>> start
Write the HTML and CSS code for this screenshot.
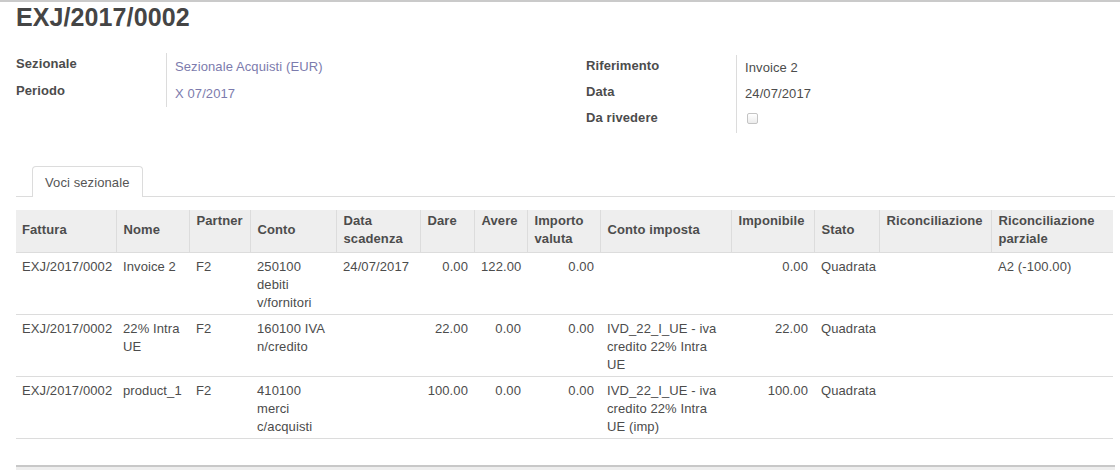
FILE: index.html
```html
<!DOCTYPE html>
<html lang="it">
<head>
<meta charset="utf-8">
<title>EXJ/2017/0002</title>
<link rel="stylesheet" href="styles.css">
</head>
<body>
<div class="topline"></div>
<div class="sheet">
  <h1 class="title">EXJ/2017/0002</h1>
  <div class="groups">
    <div class="group">
      <div class="frow"><div class="flabel">Sezionale</div><div class="fval link">Sezionale Acquisti (EUR)</div></div>
      <div class="frow"><div class="flabel">Periodo</div><div class="fval link">X 07/2017</div></div>
    </div>
    <div class="group group-right">
      <div class="frow"><div class="flabel">Riferimento</div><div class="fval">Invoice 2</div></div>
      <div class="frow"><div class="flabel">Data</div><div class="fval">24/07/2017</div></div>
      <div class="frow"><div class="flabel">Da rivedere</div><div class="fval"><span class="checkbox"></span></div></div>
    </div>
  </div>

  <div class="tabs">
    <div class="tab">Voci sezionale</div>
  </div>

  <table class="list">
    <colgroup>
      <col style="width:100px"><col style="width:73px"><col style="width:61px"><col style="width:86px">
      <col style="width:84px"><col style="width:54px"><col style="width:53px"><col style="width:73px">
      <col style="width:131px"><col style="width:83px"><col style="width:65px"><col style="width:112px">
      <col style="width:122px">
    </colgroup>
    <thead>
      <tr>
        <th>Fattura</th>
        <th>Nome</th>
        <th class="top">Partner</th>
        <th>Conto</th>
        <th>Data scadenza</th>
        <th class="top">Dare</th>
        <th class="top">Avere</th>
        <th>Importo valuta</th>
        <th>Conto imposta</th>
        <th class="top">Imponibile</th>
        <th>Stato</th>
        <th class="top">Riconciliazione</th>
        <th>Riconciliazione parziale</th>
      </tr>
    </thead>
    <tbody>
      <tr>
        <td>EXJ/2017/0002</td>
        <td>Invoice 2</td>
        <td>F2</td>
        <td>250100 debiti v/fornitori</td>
        <td>24/07/2017</td>
        <td class="num">0.00</td>
        <td class="num">122.00</td>
        <td class="num">0.00</td>
        <td class="tax"></td>
        <td class="num">0.00</td>
        <td>Quadrata</td>
        <td></td>
        <td>A2 (-100.00)</td>
      </tr>
      <tr>
        <td>EXJ/2017/0002</td>
        <td>22% Intra UE</td>
        <td>F2</td>
        <td>160100 IVA n/credito</td>
        <td></td>
        <td class="num">22.00</td>
        <td class="num">0.00</td>
        <td class="num">0.00</td>
        <td class="tax">IVD_22_I_UE - iva credito 22% Intra UE</td>
        <td class="num">22.00</td>
        <td>Quadrata</td>
        <td></td>
        <td></td>
      </tr>
      <tr>
        <td>EXJ/2017/0002</td>
        <td>product_1</td>
        <td>F2</td>
        <td>410100 merci c/acquisti</td>
        <td></td>
        <td class="num">100.00</td>
        <td class="num">0.00</td>
        <td class="num">0.00</td>
        <td class="tax">IVD_22_I_UE - iva credito 22% Intra UE (imp)</td>
        <td class="num">100.00</td>
        <td>Quadrata</td>
        <td></td>
        <td></td>
      </tr>
    </tbody>
  </table>
  <div class="footer"></div>
</div>
</body>
</html>
```

FILE: styles.css
```css
html, body {
  margin: 0;
  padding: 0;
  background: #fff;
}
body {
  font-family: "Liberation Sans", Arial, sans-serif;
  font-size: 13px;
  line-height: 18px;
  color: #4c4c4c;
  width: 1120px;
  height: 470px;
  overflow: hidden;
  letter-spacing: 0.1px;
}
.topline {
  height: 2px;
  background: #cacaca;
}
.sheet {
  padding: 0 5px 0 16px;
}
.title {
  margin: 0;
  font-size: 25px;
  line-height: 30px;
  font-weight: bold;
  color: #454545;
  letter-spacing: 0.1px;
}
.groups {
  display: grid;
  grid-template-columns: 570px 1fr;
  margin-top: 21px;
  align-items: start;
}
.group-right {
  margin-top: 2px;
}
.frow {
  display: flex;
  height: 26px;
}
.group:first-child .frow {
  height: 27px;
}
.flabel {
  width: 150px;
  flex: none;
  font-weight: bold;
  padding-top: 2px;
  box-sizing: border-box;
}
.fval {
  border-left: 1px solid #dcdcdc;
  padding: 5px 0 0 8px;
  box-sizing: border-box;
}
.group-right .fval {
  padding-top: 4px;
}
.link {
  color: #7c7bad;
}
.checkbox {
  display: inline-block;
  width: 9px;
  height: 9px;
  margin-top: 2px;
  margin-left: 2px;
  border: 1px solid #c4c4c4;
  border-radius: 2px;
  background: linear-gradient(#ffffff, #ececec);
}
.tabs {
  margin-top: 33px;
  border-bottom: 1px solid #dcdcdc;
  padding-left: 16px;
  display: flex;
}
.tab {
  border: 1px solid #dcdcdc;
  border-bottom: none;
  border-radius: 4px 4px 0 0;
  padding: 7px 12px 5px;
  margin-bottom: -1px;
  background: #fff;
  color: #555;
}
.list {
  margin-top: 13px;
  border-collapse: collapse;
  table-layout: fixed;
  width: 1097px;
}
.list th {
  background: #eeeeee;
  font-weight: bold;
  text-align: left;
  vertical-align: middle;
  padding: 2px 6px 4px 7px;
  border-left: 1px solid #dcdcdc;
  border-bottom: 1px solid #dcdcdc;
  height: 36px;
}
.list th:first-child {
  border-left: none;
  padding-left: 6px;
}
.list th.top {
  vertical-align: top;
}
.list td {
  padding: 5px 6px 2px 7px;
  vertical-align: top;
  border-bottom: 1px solid #dcdcdc;
  height: 54px;
}
.list td:first-child {
  padding-left: 6px;
}
.list td.num {
  text-align: right;
}
.list td.tax {
  padding-right: 14px;
}
.footer {
  margin-top: 26px;
  height: 10px;
  border-top: 2px solid #c8c8c8;
  background: #eeeeee;
}
```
>> end
SET TASK |
Make an exact reproduction of the listing above, without any pictures.

CORRECT RESPONSE |
Write the HTML and CSS code for this screenshot.
FILE: index.html
```html
<!DOCTYPE html>
<html lang="it">
<head>
<meta charset="utf-8">
<title>EXJ/2017/0002</title>
<link rel="stylesheet" href="styles.css">
</head>
<body>
<div class="topline"></div>
<div class="sheet">
  <h1 class="title">EXJ/2017/0002</h1>
  <div class="groups">
    <div class="group">
      <div class="frow"><div class="flabel">Sezionale</div><div class="fval link">Sezionale Acquisti (EUR)</div></div>
      <div class="frow"><div class="flabel">Periodo</div><div class="fval link">X 07/2017</div></div>
    </div>
    <div class="group group-right">
      <div class="frow"><div class="flabel">Riferimento</div><div class="fval">Invoice 2</div></div>
      <div class="frow"><div class="flabel">Data</div><div class="fval">24/07/2017</div></div>
      <div class="frow"><div class="flabel">Da rivedere</div><div class="fval"><span class="checkbox"></span></div></div>
    </div>
  </div>

  <div class="tabs">
    <div class="tab">Voci sezionale</div>
  </div>

  <table class="list">
    <colgroup>
      <col style="width:100px"><col style="width:73px"><col style="width:61px"><col style="width:86px">
      <col style="width:84px"><col style="width:54px"><col style="width:53px"><col style="width:73px">
      <col style="width:131px"><col style="width:83px"><col style="width:65px"><col style="width:112px">
      <col style="width:122px">
    </colgroup>
    <thead>
      <tr>
        <th>Fattura</th>
        <th>Nome</th>
        <th class="top">Partner</th>
        <th>Conto</th>
        <th>Data scadenza</th>
        <th class="top">Dare</th>
        <th class="top">Avere</th>
        <th>Importo valuta</th>
        <th>Conto imposta</th>
        <th class="top">Imponibile</th>
        <th>Stato</th>
        <th class="top">Riconciliazione</th>
        <th>Riconciliazione parziale</th>
      </tr>
    </thead>
    <tbody>
      <tr>
        <td>EXJ/2017/0002</td>
        <td>Invoice 2</td>
        <td>F2</td>
        <td>250100 debiti v/fornitori</td>
        <td>24/07/2017</td>
        <td class="num">0.00</td>
        <td class="num">122.00</td>
        <td class="num">0.00</td>
        <td class="tax"></td>
        <td class="num">0.00</td>
        <td>Quadrata</td>
        <td></td>
        <td>A2 (-100.00)</td>
      </tr>
      <tr>
        <td>EXJ/2017/0002</td>
        <td>22% Intra UE</td>
        <td>F2</td>
        <td>160100 IVA n/credito</td>
        <td></td>
        <td class="num">22.00</td>
        <td class="num">0.00</td>
        <td class="num">0.00</td>
        <td class="tax">IVD_22_I_UE - iva credito 22% Intra UE</td>
        <td class="num">22.00</td>
        <td>Quadrata</td>
        <td></td>
        <td></td>
      </tr>
      <tr>
        <td>EXJ/2017/0002</td>
        <td>product_1</td>
        <td>F2</td>
        <td>410100 merci c/acquisti</td>
        <td></td>
        <td class="num">100.00</td>
        <td class="num">0.00</td>
        <td class="num">0.00</td>
        <td class="tax">IVD_22_I_UE - iva credito 22% Intra UE (imp)</td>
        <td class="num">100.00</td>
        <td>Quadrata</td>
        <td></td>
        <td></td>
      </tr>
    </tbody>
  </table>
  <div class="footer"></div>
</div>
</body>
</html>
```

FILE: styles.css
```css
html, body {
  margin: 0;
  padding: 0;
  background: #fff;
}
body {
  font-family: "Liberation Sans", Arial, sans-serif;
  font-size: 13px;
  line-height: 18px;
  color: #4c4c4c;
  width: 1120px;
  height: 470px;
  overflow: hidden;
  letter-spacing: 0.1px;
}
.topline {
  height: 2px;
  background: #cacaca;
}
.sheet {
  padding: 0 5px 0 16px;
}
.title {
  margin: 0;
  font-size: 25px;
  line-height: 30px;
  font-weight: bold;
  color: #454545;
  letter-spacing: 0.1px;
}
.groups {
  display: grid;
  grid-template-columns: 570px 1fr;
  margin-top: 21px;
  align-items: start;
}
.group-right {
  margin-top: 2px;
}
.frow {
  display: flex;
  height: 26px;
}
.group:first-child .frow {
  height: 27px;
}
.flabel {
  width: 150px;
  flex: none;
  font-weight: bold;
  padding-top: 2px;
  box-sizing: border-box;
}
.fval {
  border-left: 1px solid #dcdcdc;
  padding: 5px 0 0 8px;
  box-sizing: border-box;
}
.group-right .fval {
  padding-top: 4px;
}
.link {
  color: #7c7bad;
}
.checkbox {
  display: inline-block;
  width: 9px;
  height: 9px;
  margin-top: 2px;
  margin-left: 2px;
  border: 1px solid #c4c4c4;
  border-radius: 2px;
  background: linear-gradient(#ffffff, #ececec);
}
.tabs {
  margin-top: 33px;
  border-bottom: 1px solid #dcdcdc;
  padding-left: 16px;
  display: flex;
}
.tab {
  border: 1px solid #dcdcdc;
  border-bottom: none;
  border-radius: 4px 4px 0 0;
  padding: 7px 12px 5px;
  margin-bottom: -1px;
  background: #fff;
  color: #555;
}
.list {
  margin-top: 13px;
  border-collapse: collapse;
  table-layout: fixed;
  width: 1097px;
}
.list th {
  background: #eeeeee;
  font-weight: bold;
  text-align: left;
  vertical-align: middle;
  padding: 2px 6px 4px 7px;
  border-left: 1px solid #dcdcdc;
  border-bottom: 1px solid #dcdcdc;
  height: 36px;
}
.list th:first-child {
  border-left: none;
  padding-left: 6px;
}
.list th.top {
  vertical-align: top;
}
.list td {
  padding: 5px 6px 2px 7px;
  vertical-align: top;
  border-bottom: 1px solid #dcdcdc;
  height: 54px;
}
.list td:first-child {
  padding-left: 6px;
}
.list td.num {
  text-align: right;
}
.list td.tax {
  padding-right: 14px;
}
.footer {
  margin-top: 26px;
  height: 10px;
  border-top: 2px solid #c8c8c8;
  background: #eeeeee;
}
```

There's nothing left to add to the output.